# Dataset content:
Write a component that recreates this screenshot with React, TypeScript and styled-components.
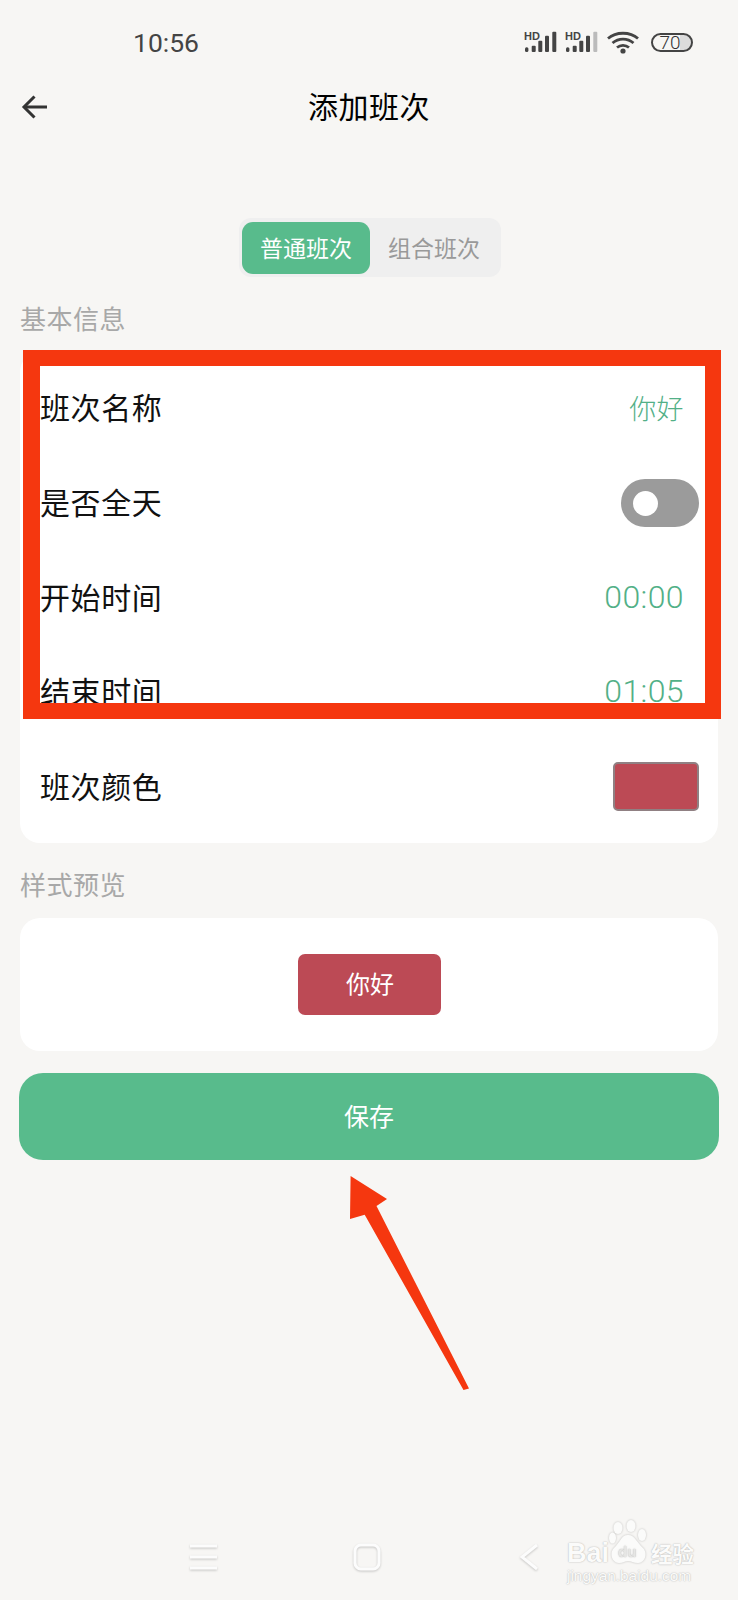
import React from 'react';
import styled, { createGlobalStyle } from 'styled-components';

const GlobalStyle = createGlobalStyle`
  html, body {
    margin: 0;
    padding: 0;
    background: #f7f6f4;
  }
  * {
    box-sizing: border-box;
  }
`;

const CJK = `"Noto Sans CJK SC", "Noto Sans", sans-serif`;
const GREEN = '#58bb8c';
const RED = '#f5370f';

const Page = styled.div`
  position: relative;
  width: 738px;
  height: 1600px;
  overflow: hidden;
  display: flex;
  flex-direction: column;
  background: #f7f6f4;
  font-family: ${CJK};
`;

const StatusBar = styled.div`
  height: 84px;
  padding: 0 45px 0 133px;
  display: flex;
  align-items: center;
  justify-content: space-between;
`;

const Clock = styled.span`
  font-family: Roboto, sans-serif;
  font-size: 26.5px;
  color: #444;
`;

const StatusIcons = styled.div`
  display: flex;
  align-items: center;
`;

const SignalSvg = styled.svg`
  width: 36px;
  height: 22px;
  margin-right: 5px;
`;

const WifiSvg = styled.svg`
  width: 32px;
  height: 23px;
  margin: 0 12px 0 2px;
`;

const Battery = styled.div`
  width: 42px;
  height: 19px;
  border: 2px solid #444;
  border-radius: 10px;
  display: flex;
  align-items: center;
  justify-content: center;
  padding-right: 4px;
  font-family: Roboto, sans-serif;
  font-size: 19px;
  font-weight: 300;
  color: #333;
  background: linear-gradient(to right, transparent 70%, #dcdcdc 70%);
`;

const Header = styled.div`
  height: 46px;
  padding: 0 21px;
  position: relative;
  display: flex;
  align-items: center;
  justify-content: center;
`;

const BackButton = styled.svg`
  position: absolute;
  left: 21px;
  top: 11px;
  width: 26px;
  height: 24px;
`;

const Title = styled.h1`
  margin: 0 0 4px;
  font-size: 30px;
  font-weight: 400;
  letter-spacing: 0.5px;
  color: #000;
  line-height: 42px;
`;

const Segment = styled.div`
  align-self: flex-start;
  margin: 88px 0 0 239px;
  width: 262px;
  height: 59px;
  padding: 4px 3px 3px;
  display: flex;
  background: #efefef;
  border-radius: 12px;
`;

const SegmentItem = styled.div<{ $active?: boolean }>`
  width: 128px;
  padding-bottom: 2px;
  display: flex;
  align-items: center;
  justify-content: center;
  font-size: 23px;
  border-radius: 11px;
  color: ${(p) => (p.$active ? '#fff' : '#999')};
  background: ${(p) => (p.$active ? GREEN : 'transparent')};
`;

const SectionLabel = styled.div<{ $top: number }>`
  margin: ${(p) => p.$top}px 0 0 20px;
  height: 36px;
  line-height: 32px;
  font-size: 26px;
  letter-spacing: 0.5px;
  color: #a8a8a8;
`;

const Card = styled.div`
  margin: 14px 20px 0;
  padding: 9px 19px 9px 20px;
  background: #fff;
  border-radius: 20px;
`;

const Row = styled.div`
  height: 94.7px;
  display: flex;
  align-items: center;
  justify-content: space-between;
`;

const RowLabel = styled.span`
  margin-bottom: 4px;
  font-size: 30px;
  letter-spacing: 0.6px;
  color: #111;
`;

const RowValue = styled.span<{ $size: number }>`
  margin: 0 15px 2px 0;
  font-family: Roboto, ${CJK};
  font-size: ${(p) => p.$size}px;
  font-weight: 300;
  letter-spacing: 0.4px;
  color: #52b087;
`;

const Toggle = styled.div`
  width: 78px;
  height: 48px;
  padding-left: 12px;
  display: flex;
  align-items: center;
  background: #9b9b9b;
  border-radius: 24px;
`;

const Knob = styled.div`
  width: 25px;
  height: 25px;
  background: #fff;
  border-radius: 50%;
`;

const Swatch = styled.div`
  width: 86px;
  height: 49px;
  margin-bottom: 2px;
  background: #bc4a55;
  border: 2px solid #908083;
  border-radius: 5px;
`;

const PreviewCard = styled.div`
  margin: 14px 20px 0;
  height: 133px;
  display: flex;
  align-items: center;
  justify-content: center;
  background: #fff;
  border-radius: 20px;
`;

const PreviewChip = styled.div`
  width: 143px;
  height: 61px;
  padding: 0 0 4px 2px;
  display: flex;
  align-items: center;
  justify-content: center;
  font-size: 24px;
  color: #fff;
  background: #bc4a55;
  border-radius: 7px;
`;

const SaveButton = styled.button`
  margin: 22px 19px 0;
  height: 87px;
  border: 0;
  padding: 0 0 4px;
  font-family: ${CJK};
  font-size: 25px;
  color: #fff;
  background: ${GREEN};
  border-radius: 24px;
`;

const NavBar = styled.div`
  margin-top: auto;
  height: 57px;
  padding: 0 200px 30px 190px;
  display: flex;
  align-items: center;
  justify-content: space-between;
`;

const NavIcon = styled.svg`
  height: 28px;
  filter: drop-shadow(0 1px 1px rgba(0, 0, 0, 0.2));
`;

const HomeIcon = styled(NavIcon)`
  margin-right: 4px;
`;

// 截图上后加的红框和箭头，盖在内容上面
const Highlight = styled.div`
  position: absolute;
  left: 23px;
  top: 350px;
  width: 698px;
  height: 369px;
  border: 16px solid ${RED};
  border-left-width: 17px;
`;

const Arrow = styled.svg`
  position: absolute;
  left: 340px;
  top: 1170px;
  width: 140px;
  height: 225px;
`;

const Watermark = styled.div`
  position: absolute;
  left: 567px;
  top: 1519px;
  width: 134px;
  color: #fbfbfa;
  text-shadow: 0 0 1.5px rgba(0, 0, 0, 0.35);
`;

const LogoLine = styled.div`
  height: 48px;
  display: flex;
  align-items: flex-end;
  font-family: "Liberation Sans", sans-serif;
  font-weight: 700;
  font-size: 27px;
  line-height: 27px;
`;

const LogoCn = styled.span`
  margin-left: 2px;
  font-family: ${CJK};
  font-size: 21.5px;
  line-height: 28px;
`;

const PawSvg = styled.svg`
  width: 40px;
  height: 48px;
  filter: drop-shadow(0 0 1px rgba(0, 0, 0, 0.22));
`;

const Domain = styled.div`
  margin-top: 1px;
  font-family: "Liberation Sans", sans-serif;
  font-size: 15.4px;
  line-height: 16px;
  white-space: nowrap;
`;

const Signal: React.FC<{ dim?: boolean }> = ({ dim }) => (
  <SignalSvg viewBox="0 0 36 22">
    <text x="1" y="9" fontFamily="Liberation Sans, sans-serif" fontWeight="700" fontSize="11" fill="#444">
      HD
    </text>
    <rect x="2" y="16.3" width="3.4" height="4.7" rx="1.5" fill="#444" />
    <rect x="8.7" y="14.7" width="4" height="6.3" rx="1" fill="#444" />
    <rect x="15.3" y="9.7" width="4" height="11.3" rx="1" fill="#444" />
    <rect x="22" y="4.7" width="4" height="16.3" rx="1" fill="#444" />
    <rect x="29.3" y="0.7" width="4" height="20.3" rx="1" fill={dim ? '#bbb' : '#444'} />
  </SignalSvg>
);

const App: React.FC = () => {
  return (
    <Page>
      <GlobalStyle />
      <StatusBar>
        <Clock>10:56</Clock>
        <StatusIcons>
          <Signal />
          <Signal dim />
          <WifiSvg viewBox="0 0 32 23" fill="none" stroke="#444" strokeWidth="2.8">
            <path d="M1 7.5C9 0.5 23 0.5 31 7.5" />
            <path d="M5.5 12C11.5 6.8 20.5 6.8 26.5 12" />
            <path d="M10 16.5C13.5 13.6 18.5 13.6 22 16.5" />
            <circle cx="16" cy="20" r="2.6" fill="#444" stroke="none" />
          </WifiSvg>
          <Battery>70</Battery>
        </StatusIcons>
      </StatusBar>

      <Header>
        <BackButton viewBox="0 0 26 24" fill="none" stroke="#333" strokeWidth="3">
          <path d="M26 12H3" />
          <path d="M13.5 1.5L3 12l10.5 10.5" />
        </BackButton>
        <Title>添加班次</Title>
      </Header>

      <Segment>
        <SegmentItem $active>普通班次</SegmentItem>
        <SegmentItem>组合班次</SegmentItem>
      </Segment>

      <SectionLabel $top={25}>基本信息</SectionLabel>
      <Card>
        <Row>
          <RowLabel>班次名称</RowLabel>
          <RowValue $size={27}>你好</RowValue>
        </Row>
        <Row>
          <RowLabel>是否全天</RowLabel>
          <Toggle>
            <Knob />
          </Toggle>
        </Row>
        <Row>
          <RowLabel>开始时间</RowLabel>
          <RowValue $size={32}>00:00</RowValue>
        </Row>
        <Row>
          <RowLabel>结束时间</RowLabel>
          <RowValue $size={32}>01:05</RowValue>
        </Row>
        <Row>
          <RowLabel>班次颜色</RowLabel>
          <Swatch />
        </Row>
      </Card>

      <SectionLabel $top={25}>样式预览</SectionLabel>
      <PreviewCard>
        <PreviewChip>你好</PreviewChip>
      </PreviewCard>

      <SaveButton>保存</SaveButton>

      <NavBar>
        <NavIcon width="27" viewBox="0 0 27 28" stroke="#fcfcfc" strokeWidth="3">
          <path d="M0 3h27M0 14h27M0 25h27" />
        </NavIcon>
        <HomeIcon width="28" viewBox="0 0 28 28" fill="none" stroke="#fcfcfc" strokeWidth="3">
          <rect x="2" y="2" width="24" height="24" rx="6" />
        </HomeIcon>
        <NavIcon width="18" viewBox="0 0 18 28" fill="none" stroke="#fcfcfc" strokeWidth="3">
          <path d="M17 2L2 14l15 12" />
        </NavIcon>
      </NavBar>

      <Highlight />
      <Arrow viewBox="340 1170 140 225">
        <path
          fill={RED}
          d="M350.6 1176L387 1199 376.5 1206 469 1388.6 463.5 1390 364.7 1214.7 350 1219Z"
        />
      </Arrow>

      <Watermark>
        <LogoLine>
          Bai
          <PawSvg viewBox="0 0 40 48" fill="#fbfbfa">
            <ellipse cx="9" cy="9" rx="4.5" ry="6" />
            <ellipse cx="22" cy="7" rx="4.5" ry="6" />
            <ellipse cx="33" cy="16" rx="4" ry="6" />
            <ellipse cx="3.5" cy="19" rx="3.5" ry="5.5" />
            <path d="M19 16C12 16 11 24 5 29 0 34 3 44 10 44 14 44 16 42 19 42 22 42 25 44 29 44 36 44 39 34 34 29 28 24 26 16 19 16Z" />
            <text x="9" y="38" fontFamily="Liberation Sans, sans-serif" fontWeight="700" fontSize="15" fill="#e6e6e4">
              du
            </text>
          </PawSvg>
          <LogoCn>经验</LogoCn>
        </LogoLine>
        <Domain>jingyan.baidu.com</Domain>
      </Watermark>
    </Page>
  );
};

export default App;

# Instruction:
Copy all lines from the material that hold "React".

# Result of this exercise:
Write a component that recreates this screenshot with React, TypeScript and styled-components.
import React from 'react';
const Signal: React.FC<{ dim?: boolean }> = ({ dim }) => (
const App: React.FC = () => {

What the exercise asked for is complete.